## START

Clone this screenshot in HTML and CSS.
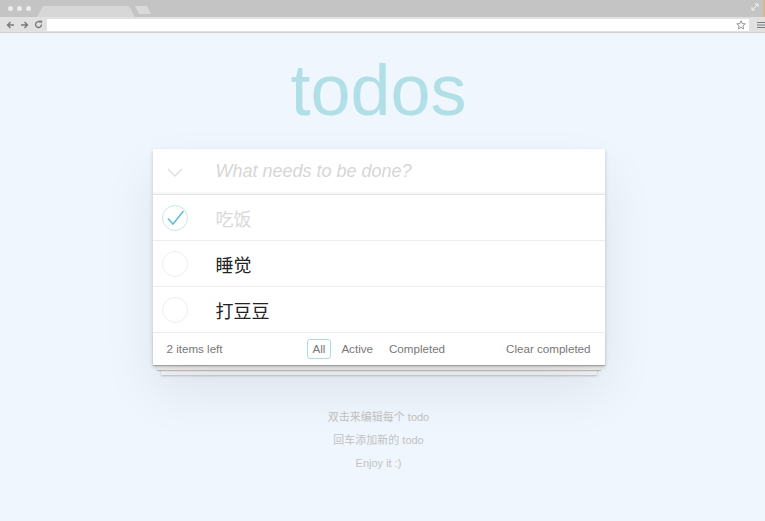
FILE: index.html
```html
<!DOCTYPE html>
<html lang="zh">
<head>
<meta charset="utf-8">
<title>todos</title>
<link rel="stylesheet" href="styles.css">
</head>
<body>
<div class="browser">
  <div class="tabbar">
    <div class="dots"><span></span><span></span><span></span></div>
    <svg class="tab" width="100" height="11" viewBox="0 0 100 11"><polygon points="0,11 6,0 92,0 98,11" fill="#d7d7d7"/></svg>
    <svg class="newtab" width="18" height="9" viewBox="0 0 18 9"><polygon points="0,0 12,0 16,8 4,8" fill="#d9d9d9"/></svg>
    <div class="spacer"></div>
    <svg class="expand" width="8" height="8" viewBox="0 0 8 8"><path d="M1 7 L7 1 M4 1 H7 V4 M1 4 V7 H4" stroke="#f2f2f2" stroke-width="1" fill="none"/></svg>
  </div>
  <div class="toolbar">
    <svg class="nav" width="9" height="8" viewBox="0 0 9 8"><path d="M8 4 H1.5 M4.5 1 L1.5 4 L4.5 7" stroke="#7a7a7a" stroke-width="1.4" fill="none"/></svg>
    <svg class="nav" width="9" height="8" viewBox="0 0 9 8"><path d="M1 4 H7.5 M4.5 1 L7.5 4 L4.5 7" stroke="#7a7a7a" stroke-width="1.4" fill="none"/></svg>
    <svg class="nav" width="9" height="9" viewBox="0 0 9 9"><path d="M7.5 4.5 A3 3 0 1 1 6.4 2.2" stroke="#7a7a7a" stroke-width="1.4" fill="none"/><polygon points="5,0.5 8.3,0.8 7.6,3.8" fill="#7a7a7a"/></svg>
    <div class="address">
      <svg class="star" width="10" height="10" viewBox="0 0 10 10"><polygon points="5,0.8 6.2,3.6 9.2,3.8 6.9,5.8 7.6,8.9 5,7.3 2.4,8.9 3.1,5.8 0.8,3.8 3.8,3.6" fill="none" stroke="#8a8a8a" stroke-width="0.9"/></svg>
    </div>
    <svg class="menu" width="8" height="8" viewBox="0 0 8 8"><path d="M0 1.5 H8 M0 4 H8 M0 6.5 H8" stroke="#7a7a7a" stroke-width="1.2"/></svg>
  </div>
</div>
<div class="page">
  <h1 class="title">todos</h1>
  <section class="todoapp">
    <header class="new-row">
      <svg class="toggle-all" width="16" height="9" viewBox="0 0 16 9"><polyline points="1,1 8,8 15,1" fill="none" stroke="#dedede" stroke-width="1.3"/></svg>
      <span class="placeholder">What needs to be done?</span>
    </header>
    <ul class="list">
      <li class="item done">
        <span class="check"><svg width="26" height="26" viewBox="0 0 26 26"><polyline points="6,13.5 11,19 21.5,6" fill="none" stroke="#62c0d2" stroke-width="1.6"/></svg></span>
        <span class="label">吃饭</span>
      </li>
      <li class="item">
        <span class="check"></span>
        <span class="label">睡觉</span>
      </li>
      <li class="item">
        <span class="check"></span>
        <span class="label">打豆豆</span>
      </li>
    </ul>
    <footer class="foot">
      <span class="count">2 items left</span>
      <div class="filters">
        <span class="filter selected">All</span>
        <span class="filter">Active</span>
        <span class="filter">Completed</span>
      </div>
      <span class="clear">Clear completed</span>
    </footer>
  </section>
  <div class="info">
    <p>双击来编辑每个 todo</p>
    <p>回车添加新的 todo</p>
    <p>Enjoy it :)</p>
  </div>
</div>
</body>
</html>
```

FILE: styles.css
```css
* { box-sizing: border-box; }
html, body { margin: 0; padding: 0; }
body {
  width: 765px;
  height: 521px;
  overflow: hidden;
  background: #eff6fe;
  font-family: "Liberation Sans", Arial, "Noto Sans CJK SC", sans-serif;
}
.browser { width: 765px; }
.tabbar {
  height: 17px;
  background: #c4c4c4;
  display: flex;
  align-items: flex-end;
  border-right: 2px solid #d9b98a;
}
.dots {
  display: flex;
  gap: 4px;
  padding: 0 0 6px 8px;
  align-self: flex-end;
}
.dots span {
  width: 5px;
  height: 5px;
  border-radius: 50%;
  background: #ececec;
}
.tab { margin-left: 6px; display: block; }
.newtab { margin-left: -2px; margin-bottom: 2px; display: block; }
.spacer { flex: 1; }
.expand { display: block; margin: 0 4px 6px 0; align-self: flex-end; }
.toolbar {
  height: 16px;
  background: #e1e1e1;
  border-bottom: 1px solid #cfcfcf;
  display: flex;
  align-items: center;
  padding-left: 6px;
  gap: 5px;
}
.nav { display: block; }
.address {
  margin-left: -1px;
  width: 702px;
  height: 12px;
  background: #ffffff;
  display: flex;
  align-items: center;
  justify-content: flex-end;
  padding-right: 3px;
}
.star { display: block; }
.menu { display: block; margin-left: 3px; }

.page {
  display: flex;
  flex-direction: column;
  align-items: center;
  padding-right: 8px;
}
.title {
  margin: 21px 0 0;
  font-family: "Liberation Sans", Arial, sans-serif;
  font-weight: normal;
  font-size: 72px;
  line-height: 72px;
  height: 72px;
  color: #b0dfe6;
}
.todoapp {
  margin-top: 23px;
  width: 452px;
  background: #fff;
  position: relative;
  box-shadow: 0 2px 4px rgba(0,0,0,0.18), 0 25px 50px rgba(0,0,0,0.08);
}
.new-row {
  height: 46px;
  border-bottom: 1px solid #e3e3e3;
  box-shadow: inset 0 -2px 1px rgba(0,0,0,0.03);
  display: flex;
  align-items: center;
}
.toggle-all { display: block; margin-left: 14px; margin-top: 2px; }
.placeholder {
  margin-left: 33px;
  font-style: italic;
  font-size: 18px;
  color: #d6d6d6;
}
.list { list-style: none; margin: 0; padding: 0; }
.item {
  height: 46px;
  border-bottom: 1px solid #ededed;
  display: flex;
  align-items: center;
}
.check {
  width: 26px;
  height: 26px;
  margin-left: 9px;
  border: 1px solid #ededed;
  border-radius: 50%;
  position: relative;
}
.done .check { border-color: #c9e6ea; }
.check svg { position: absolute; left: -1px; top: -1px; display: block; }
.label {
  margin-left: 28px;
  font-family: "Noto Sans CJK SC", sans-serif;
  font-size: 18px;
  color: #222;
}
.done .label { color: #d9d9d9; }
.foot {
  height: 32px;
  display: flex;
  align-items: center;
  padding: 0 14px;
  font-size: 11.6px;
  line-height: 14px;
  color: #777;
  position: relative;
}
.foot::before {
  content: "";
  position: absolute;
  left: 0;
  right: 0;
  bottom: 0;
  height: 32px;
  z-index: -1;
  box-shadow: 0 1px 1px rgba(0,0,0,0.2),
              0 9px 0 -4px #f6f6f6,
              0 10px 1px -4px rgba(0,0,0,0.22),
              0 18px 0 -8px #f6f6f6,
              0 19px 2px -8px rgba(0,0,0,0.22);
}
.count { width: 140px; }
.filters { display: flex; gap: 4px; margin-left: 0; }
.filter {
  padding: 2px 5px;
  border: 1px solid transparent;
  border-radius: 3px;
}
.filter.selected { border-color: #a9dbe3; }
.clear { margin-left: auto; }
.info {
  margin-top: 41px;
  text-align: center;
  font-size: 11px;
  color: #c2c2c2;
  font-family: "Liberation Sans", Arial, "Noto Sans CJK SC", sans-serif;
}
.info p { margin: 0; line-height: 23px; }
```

## END

Every line of the data should be copied as it stands, without the images.

Clone this screenshot in HTML and CSS.
FILE: index.html
```html
<!DOCTYPE html>
<html lang="zh">
<head>
<meta charset="utf-8">
<title>todos</title>
<link rel="stylesheet" href="styles.css">
</head>
<body>
<div class="browser">
  <div class="tabbar">
    <div class="dots"><span></span><span></span><span></span></div>
    <svg class="tab" width="100" height="11" viewBox="0 0 100 11"><polygon points="0,11 6,0 92,0 98,11" fill="#d7d7d7"/></svg>
    <svg class="newtab" width="18" height="9" viewBox="0 0 18 9"><polygon points="0,0 12,0 16,8 4,8" fill="#d9d9d9"/></svg>
    <div class="spacer"></div>
    <svg class="expand" width="8" height="8" viewBox="0 0 8 8"><path d="M1 7 L7 1 M4 1 H7 V4 M1 4 V7 H4" stroke="#f2f2f2" stroke-width="1" fill="none"/></svg>
  </div>
  <div class="toolbar">
    <svg class="nav" width="9" height="8" viewBox="0 0 9 8"><path d="M8 4 H1.5 M4.5 1 L1.5 4 L4.5 7" stroke="#7a7a7a" stroke-width="1.4" fill="none"/></svg>
    <svg class="nav" width="9" height="8" viewBox="0 0 9 8"><path d="M1 4 H7.5 M4.5 1 L7.5 4 L4.5 7" stroke="#7a7a7a" stroke-width="1.4" fill="none"/></svg>
    <svg class="nav" width="9" height="9" viewBox="0 0 9 9"><path d="M7.5 4.5 A3 3 0 1 1 6.4 2.2" stroke="#7a7a7a" stroke-width="1.4" fill="none"/><polygon points="5,0.5 8.3,0.8 7.6,3.8" fill="#7a7a7a"/></svg>
    <div class="address">
      <svg class="star" width="10" height="10" viewBox="0 0 10 10"><polygon points="5,0.8 6.2,3.6 9.2,3.8 6.9,5.8 7.6,8.9 5,7.3 2.4,8.9 3.1,5.8 0.8,3.8 3.8,3.6" fill="none" stroke="#8a8a8a" stroke-width="0.9"/></svg>
    </div>
    <svg class="menu" width="8" height="8" viewBox="0 0 8 8"><path d="M0 1.5 H8 M0 4 H8 M0 6.5 H8" stroke="#7a7a7a" stroke-width="1.2"/></svg>
  </div>
</div>
<div class="page">
  <h1 class="title">todos</h1>
  <section class="todoapp">
    <header class="new-row">
      <svg class="toggle-all" width="16" height="9" viewBox="0 0 16 9"><polyline points="1,1 8,8 15,1" fill="none" stroke="#dedede" stroke-width="1.3"/></svg>
      <span class="placeholder">What needs to be done?</span>
    </header>
    <ul class="list">
      <li class="item done">
        <span class="check"><svg width="26" height="26" viewBox="0 0 26 26"><polyline points="6,13.5 11,19 21.5,6" fill="none" stroke="#62c0d2" stroke-width="1.6"/></svg></span>
        <span class="label">吃饭</span>
      </li>
      <li class="item">
        <span class="check"></span>
        <span class="label">睡觉</span>
      </li>
      <li class="item">
        <span class="check"></span>
        <span class="label">打豆豆</span>
      </li>
    </ul>
    <footer class="foot">
      <span class="count">2 items left</span>
      <div class="filters">
        <span class="filter selected">All</span>
        <span class="filter">Active</span>
        <span class="filter">Completed</span>
      </div>
      <span class="clear">Clear completed</span>
    </footer>
  </section>
  <div class="info">
    <p>双击来编辑每个 todo</p>
    <p>回车添加新的 todo</p>
    <p>Enjoy it :)</p>
  </div>
</div>
</body>
</html>
```

FILE: styles.css
```css
* { box-sizing: border-box; }
html, body { margin: 0; padding: 0; }
body {
  width: 765px;
  height: 521px;
  overflow: hidden;
  background: #eff6fe;
  font-family: "Liberation Sans", Arial, "Noto Sans CJK SC", sans-serif;
}
.browser { width: 765px; }
.tabbar {
  height: 17px;
  background: #c4c4c4;
  display: flex;
  align-items: flex-end;
  border-right: 2px solid #d9b98a;
}
.dots {
  display: flex;
  gap: 4px;
  padding: 0 0 6px 8px;
  align-self: flex-end;
}
.dots span {
  width: 5px;
  height: 5px;
  border-radius: 50%;
  background: #ececec;
}
.tab { margin-left: 6px; display: block; }
.newtab { margin-left: -2px; margin-bottom: 2px; display: block; }
.spacer { flex: 1; }
.expand { display: block; margin: 0 4px 6px 0; align-self: flex-end; }
.toolbar {
  height: 16px;
  background: #e1e1e1;
  border-bottom: 1px solid #cfcfcf;
  display: flex;
  align-items: center;
  padding-left: 6px;
  gap: 5px;
}
.nav { display: block; }
.address {
  margin-left: -1px;
  width: 702px;
  height: 12px;
  background: #ffffff;
  display: flex;
  align-items: center;
  justify-content: flex-end;
  padding-right: 3px;
}
.star { display: block; }
.menu { display: block; margin-left: 3px; }

.page {
  display: flex;
  flex-direction: column;
  align-items: center;
  padding-right: 8px;
}
.title {
  margin: 21px 0 0;
  font-family: "Liberation Sans", Arial, sans-serif;
  font-weight: normal;
  font-size: 72px;
  line-height: 72px;
  height: 72px;
  color: #b0dfe6;
}
.todoapp {
  margin-top: 23px;
  width: 452px;
  background: #fff;
  position: relative;
  box-shadow: 0 2px 4px rgba(0,0,0,0.18), 0 25px 50px rgba(0,0,0,0.08);
}
.new-row {
  height: 46px;
  border-bottom: 1px solid #e3e3e3;
  box-shadow: inset 0 -2px 1px rgba(0,0,0,0.03);
  display: flex;
  align-items: center;
}
.toggle-all { display: block; margin-left: 14px; margin-top: 2px; }
.placeholder {
  margin-left: 33px;
  font-style: italic;
  font-size: 18px;
  color: #d6d6d6;
}
.list { list-style: none; margin: 0; padding: 0; }
.item {
  height: 46px;
  border-bottom: 1px solid #ededed;
  display: flex;
  align-items: center;
}
.check {
  width: 26px;
  height: 26px;
  margin-left: 9px;
  border: 1px solid #ededed;
  border-radius: 50%;
  position: relative;
}
.done .check { border-color: #c9e6ea; }
.check svg { position: absolute; left: -1px; top: -1px; display: block; }
.label {
  margin-left: 28px;
  font-family: "Noto Sans CJK SC", sans-serif;
  font-size: 18px;
  color: #222;
}
.done .label { color: #d9d9d9; }
.foot {
  height: 32px;
  display: flex;
  align-items: center;
  padding: 0 14px;
  font-size: 11.6px;
  line-height: 14px;
  color: #777;
  position: relative;
}
.foot::before {
  content: "";
  position: absolute;
  left: 0;
  right: 0;
  bottom: 0;
  height: 32px;
  z-index: -1;
  box-shadow: 0 1px 1px rgba(0,0,0,0.2),
              0 9px 0 -4px #f6f6f6,
              0 10px 1px -4px rgba(0,0,0,0.22),
              0 18px 0 -8px #f6f6f6,
              0 19px 2px -8px rgba(0,0,0,0.22);
}
.count { width: 140px; }
.filters { display: flex; gap: 4px; margin-left: 0; }
.filter {
  padding: 2px 5px;
  border: 1px solid transparent;
  border-radius: 3px;
}
.filter.selected { border-color: #a9dbe3; }
.clear { margin-left: auto; }
.info {
  margin-top: 41px;
  text-align: center;
  font-size: 11px;
  color: #c2c2c2;
  font-family: "Liberation Sans", Arial, "Noto Sans CJK SC", sans-serif;
}
.info p { margin: 0; line-height: 23px; }
```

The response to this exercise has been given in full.